Sportsman William Henry Vander-"hilt, whose four-in-hand coach was used as a model for the current edition of Christmas seals of the National Tuberculosis Association (TIME, Dec. 7). complained because the artist placed the driver on the left side of the box instead of the right.
The Most Rev. Cosmo Gordon Lang Archbishop of Canterbury admitted authorship of a "highly romantic" novel in his youth. Said he: "Nothing would induce me to reveal the name of that dreadful book [written under a pseudonym]. I had forgotten all about it until Hugh Walpole mentioned it before a meeting the other night."
Someone sent an infernal machine, in Christmas wrapping, to Film Actress Marion Davies.
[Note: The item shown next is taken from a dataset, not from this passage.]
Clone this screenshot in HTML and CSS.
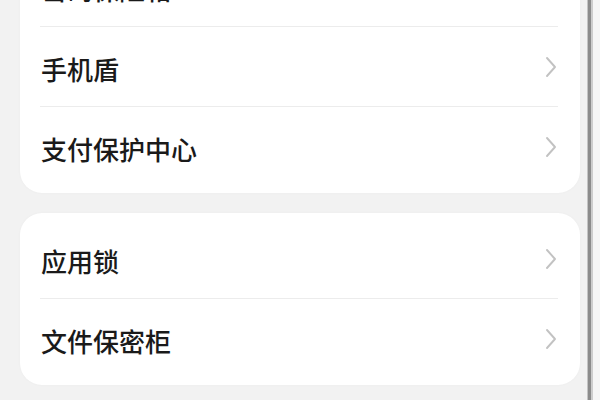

*In last week's Liberty appeared an article by Cornelius Vanderbilt Jr., eccentric chatterbox of the family, stating that "half of society has ceased to splurge because of depleted income; while the other half, with as much money as ever, is afraid to cut capers. . . . Several of my friends placed 'sell short' orders with their brokers ten days before the great market crash. And, while uninformed investors were renting twentieth-story hotel rooms for purposes of self-destruction, the gentlemen I speak of sat sipping their brandy, blowing blue perfecto smoke to the ceiling. . . ." The fortunates, he wrote, are concealing their extravagances, keeping much of their wealth abroad, "and at the first sign of any nation-wide disturbance they would be off to foreign lands in their yachts."